The Landmarks Preservation Commission, which designated the exterior of the building as a historic landmark in 2000, approved an application last Tuesday to add an addition between the two buildings that will be set back from the street and clad in brick to match the rear building. That addition is necessary to make the building usable, whether it ultimately becomes a retail or residential building.
One of the factors in the commission's approval was that the building once had a passageway connecting the two structures.
Jeffrey A. Chester, an attorney with Gonzalez Saggio Harlan-LLP who represents Ashkenazy Acquisition Corporation, called the residential plan an ambitious one that might be difficult to pull off for a few reasons.
Ashkenazy Acquisition Corporation is primarily a commercial real estate company. The company has extensive commercial holdings with multiple buildings on Madison Avenue as well as Faneuil Hall Marketplace in Boston.
The company's initial proposal was to renovate the interior of the building for retail and leave the landmarked exterior alone. If the company decides to pursue residential development, it would likely have to partner with another firm.
Secondly, restoring the damaged theater would be quite expensive. The entire bottom floor of seats is missing and the building has peeling paint and graffiti after suffering years of water leaks and neglect.
"The owner is looking at it but what they have proposed is extraordinarily ambitious and would require variances and approval from landmarks beyond what what we initially considered," Chester said.
"The question remains: Is there a viable market to keep that theater busy enough to pay for itself? I don't know if a nonprofit theater group will pay the freight to make this work."
Yuien Chin, of the Hamilton Heights-West Harlem Community Preservation Organization, said she envisions a dynamic organization running the space who would be able to create the high-level programming and financial partnerships necessary to make it self-sufficient.
"I don't think it's a situation of 'build it and they will come,'" said Chin. "The demand for a performance and visual arts space, not to mention a banquet hall for dances and receptions, is already here."
The now-decrepit building and theater is worth saving because of its history, said Adams. Commissioned by vaudeville operator Benjamin S. Moss and theater developer Solomon Brill, the neo-Renaissance Revival-style structure was designed by Thomas Lamb, a prolific theater and cinema designer, and was completed in 1913.

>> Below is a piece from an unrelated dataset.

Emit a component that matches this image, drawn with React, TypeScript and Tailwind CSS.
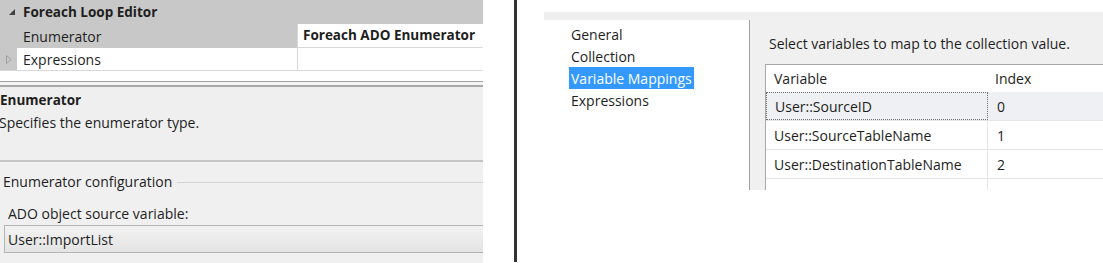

Vaudeville acts performed at the theater, using the space between the two buildings to bring in sets. In 1928, the theater was sold and became one of New York City's first movie houses.
Movies ceased to be shown at the 1,800-seat theater in 1958 and the space was then used as a disco, church and arena. The lobby of the theater was last used as a retail space for the El Mundo department store, which left a year and a half ago. The structure has been vacant since.
Matt Lambros, a Brooklyn photographer who gained access to the theater to take pictures in 2011 for his website After the Final Curtain, said he was pleasantly surprised to hear discussion about restoring the theater.
"I assumed that one was going to go down," said Lambros, who has traveled the country photographing shuttered theaters. "It's still grand and in pretty good shape, so it should be easier to save than most old theaters."
Adams said there used to be several Lamb-built theaters on Harlem's west side but most have not survived.
"These places survived close to 100 years and one by one they have all been wiped out," said Adams. "The Hamilton is one of the most beautiful Thomas Lamb theaters ever built and it should not be allowed to be swept away."